> **GOAL**:
Return each line of the data below exactly, omitting any pictures.

> **DATA LINES**:

--- start ---

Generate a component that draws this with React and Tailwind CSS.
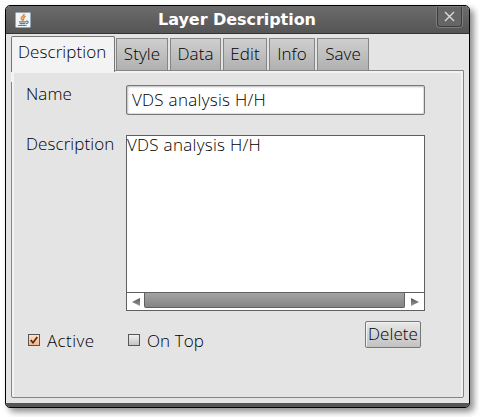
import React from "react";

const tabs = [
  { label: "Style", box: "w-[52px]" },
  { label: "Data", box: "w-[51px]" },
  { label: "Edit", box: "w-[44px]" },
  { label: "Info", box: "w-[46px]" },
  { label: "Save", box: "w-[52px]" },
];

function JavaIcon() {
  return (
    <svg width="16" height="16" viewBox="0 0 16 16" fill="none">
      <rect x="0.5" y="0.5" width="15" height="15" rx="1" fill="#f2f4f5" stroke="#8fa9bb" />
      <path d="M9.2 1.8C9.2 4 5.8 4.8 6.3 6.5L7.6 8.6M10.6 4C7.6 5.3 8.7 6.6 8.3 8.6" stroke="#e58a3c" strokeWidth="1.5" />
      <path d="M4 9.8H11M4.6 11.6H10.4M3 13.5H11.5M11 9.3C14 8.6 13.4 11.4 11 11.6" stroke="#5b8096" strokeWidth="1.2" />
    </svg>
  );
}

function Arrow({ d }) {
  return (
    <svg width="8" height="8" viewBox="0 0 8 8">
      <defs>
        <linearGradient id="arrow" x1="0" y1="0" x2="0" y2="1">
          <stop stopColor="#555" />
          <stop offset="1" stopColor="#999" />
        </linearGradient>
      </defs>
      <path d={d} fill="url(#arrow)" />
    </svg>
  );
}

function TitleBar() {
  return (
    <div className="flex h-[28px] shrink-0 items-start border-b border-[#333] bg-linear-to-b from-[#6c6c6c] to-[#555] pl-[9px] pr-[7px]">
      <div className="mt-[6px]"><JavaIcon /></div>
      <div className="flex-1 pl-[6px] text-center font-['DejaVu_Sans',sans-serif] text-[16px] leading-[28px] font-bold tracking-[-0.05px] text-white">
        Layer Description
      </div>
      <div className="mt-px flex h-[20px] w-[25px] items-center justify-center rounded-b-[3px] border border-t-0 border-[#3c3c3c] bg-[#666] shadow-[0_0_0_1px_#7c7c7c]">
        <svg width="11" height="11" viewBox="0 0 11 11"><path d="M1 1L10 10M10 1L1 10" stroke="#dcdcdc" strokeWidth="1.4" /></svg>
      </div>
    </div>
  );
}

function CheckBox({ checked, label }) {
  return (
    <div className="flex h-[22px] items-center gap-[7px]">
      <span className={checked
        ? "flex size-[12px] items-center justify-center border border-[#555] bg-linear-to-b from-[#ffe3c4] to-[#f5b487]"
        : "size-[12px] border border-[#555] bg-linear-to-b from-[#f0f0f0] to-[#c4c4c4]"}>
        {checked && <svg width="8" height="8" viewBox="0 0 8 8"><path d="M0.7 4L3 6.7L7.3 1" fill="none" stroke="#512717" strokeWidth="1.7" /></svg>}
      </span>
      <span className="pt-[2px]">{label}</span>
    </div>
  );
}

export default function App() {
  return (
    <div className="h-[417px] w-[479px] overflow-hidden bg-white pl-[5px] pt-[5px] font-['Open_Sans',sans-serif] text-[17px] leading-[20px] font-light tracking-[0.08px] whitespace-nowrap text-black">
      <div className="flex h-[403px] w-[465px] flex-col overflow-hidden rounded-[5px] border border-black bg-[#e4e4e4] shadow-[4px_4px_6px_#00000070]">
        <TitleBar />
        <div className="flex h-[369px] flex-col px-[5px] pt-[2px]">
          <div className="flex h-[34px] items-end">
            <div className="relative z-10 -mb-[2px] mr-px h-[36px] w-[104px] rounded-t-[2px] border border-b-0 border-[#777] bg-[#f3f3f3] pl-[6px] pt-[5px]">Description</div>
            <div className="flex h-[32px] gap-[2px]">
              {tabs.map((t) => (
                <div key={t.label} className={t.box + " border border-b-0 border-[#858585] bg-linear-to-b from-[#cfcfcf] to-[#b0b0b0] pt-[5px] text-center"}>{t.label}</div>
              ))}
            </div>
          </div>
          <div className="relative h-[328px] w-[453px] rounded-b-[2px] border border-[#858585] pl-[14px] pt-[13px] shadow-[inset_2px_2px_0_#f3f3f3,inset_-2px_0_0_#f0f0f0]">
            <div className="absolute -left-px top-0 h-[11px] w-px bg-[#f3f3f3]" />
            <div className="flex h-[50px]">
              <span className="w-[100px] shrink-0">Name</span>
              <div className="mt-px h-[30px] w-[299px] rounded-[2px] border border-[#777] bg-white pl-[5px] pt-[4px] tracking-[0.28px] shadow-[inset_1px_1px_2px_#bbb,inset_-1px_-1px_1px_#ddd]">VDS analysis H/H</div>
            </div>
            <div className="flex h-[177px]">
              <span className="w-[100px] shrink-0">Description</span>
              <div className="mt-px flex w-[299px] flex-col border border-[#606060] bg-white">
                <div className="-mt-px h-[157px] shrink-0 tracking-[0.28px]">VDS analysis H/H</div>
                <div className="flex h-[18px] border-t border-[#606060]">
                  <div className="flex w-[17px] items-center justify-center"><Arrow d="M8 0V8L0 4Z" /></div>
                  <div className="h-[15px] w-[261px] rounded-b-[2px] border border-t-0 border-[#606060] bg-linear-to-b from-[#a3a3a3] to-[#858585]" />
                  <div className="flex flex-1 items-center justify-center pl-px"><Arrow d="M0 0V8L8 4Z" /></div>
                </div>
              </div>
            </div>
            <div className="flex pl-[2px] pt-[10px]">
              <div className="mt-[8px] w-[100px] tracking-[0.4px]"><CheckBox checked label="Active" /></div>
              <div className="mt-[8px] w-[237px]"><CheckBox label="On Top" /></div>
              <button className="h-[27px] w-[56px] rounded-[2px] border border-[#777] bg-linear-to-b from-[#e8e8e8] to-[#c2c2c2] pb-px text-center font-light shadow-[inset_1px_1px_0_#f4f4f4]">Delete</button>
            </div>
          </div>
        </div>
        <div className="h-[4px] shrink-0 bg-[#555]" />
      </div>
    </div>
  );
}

--- end ---

> **EXERCISE RESPONSE**:
Generate a component that draws this with React and Tailwind CSS.
import React from "react";

const tabs = [
  { label: "Style", box: "w-[52px]" },
  { label: "Data", box: "w-[51px]" },
  { label: "Edit", box: "w-[44px]" },
  { label: "Info", box: "w-[46px]" },
  { label: "Save", box: "w-[52px]" },
];

function JavaIcon() {
  return (
    <svg width="16" height="16" viewBox="0 0 16 16" fill="none">
      <rect x="0.5" y="0.5" width="15" height="15" rx="1" fill="#f2f4f5" stroke="#8fa9bb" />
      <path d="M9.2 1.8C9.2 4 5.8 4.8 6.3 6.5L7.6 8.6M10.6 4C7.6 5.3 8.7 6.6 8.3 8.6" stroke="#e58a3c" strokeWidth="1.5" />
      <path d="M4 9.8H11M4.6 11.6H10.4M3 13.5H11.5M11 9.3C14 8.6 13.4 11.4 11 11.6" stroke="#5b8096" strokeWidth="1.2" />
    </svg>
  );
}

function Arrow({ d }) {
  return (
    <svg width="8" height="8" viewBox="0 0 8 8">
      <defs>
        <linearGradient id="arrow" x1="0" y1="0" x2="0" y2="1">
          <stop stopColor="#555" />
          <stop offset="1" stopColor="#999" />
        </linearGradient>
      </defs>
      <path d={d} fill="url(#arrow)" />
    </svg>
  );
}

function TitleBar() {
  return (
    <div className="flex h-[28px] shrink-0 items-start border-b border-[#333] bg-linear-to-b from-[#6c6c6c] to-[#555] pl-[9px] pr-[7px]">
      <div className="mt-[6px]"><JavaIcon /></div>
      <div className="flex-1 pl-[6px] text-center font-['DejaVu_Sans',sans-serif] text-[16px] leading-[28px] font-bold tracking-[-0.05px] text-white">
        Layer Description
      </div>
      <div className="mt-px flex h-[20px] w-[25px] items-center justify-center rounded-b-[3px] border border-t-0 border-[#3c3c3c] bg-[#666] shadow-[0_0_0_1px_#7c7c7c]">
        <svg width="11" height="11" viewBox="0 0 11 11"><path d="M1 1L10 10M10 1L1 10" stroke="#dcdcdc" strokeWidth="1.4" /></svg>
      </div>
    </div>
  );
}

function CheckBox({ checked, label }) {
  return (
    <div className="flex h-[22px] items-center gap-[7px]">
      <span className={checked
        ? "flex size-[12px] items-center justify-center border border-[#555] bg-linear-to-b from-[#ffe3c4] to-[#f5b487]"
        : "size-[12px] border border-[#555] bg-linear-to-b from-[#f0f0f0] to-[#c4c4c4]"}>
        {checked && <svg width="8" height="8" viewBox="0 0 8 8"><path d="M0.7 4L3 6.7L7.3 1" fill="none" stroke="#512717" strokeWidth="1.7" /></svg>}
      </span>
      <span className="pt-[2px]">{label}</span>
    </div>
  );
}

export default function App() {
  return (
    <div className="h-[417px] w-[479px] overflow-hidden bg-white pl-[5px] pt-[5px] font-['Open_Sans',sans-serif] text-[17px] leading-[20px] font-light tracking-[0.08px] whitespace-nowrap text-black">
      <div className="flex h-[403px] w-[465px] flex-col overflow-hidden rounded-[5px] border border-black bg-[#e4e4e4] shadow-[4px_4px_6px_#00000070]">
        <TitleBar />
        <div className="flex h-[369px] flex-col px-[5px] pt-[2px]">
          <div className="flex h-[34px] items-end">
            <div className="relative z-10 -mb-[2px] mr-px h-[36px] w-[104px] rounded-t-[2px] border border-b-0 border-[#777] bg-[#f3f3f3] pl-[6px] pt-[5px]">Description</div>
            <div className="flex h-[32px] gap-[2px]">
              {tabs.map((t) => (
                <div key={t.label} className={t.box + " border border-b-0 border-[#858585] bg-linear-to-b from-[#cfcfcf] to-[#b0b0b0] pt-[5px] text-center"}>{t.label}</div>
              ))}
            </div>
          </div>
          <div className="relative h-[328px] w-[453px] rounded-b-[2px] border border-[#858585] pl-[14px] pt-[13px] shadow-[inset_2px_2px_0_#f3f3f3,inset_-2px_0_0_#f0f0f0]">
            <div className="absolute -left-px top-0 h-[11px] w-px bg-[#f3f3f3]" />
            <div className="flex h-[50px]">
              <span className="w-[100px] shrink-0">Name</span>
              <div className="mt-px h-[30px] w-[299px] rounded-[2px] border border-[#777] bg-white pl-[5px] pt-[4px] tracking-[0.28px] shadow-[inset_1px_1px_2px_#bbb,inset_-1px_-1px_1px_#ddd]">VDS analysis H/H</div>
            </div>
            <div className="flex h-[177px]">
              <span className="w-[100px] shrink-0">Description</span>
              <div className="mt-px flex w-[299px] flex-col border border-[#606060] bg-white">
                <div className="-mt-px h-[157px] shrink-0 tracking-[0.28px]">VDS analysis H/H</div>
                <div className="flex h-[18px] border-t border-[#606060]">
                  <div className="flex w-[17px] items-center justify-center"><Arrow d="M8 0V8L0 4Z" /></div>
                  <div className="h-[15px] w-[261px] rounded-b-[2px] border border-t-0 border-[#606060] bg-linear-to-b from-[#a3a3a3] to-[#858585]" />
                  <div className="flex flex-1 items-center justify-center pl-px"><Arrow d="M0 0V8L8 4Z" /></div>
                </div>
              </div>
            </div>
            <div className="flex pl-[2px] pt-[10px]">
              <div className="mt-[8px] w-[100px] tracking-[0.4px]"><CheckBox checked label="Active" /></div>
              <div className="mt-[8px] w-[237px]"><CheckBox label="On Top" /></div>
              <button className="h-[27px] w-[56px] rounded-[2px] border border-[#777] bg-linear-to-b from-[#e8e8e8] to-[#c2c2c2] pb-px text-center font-light shadow-[inset_1px_1px_0_#f4f4f4]">Delete</button>
            </div>
          </div>
        </div>
        <div className="h-[4px] shrink-0 bg-[#555]" />
      </div>
    </div>
  );
}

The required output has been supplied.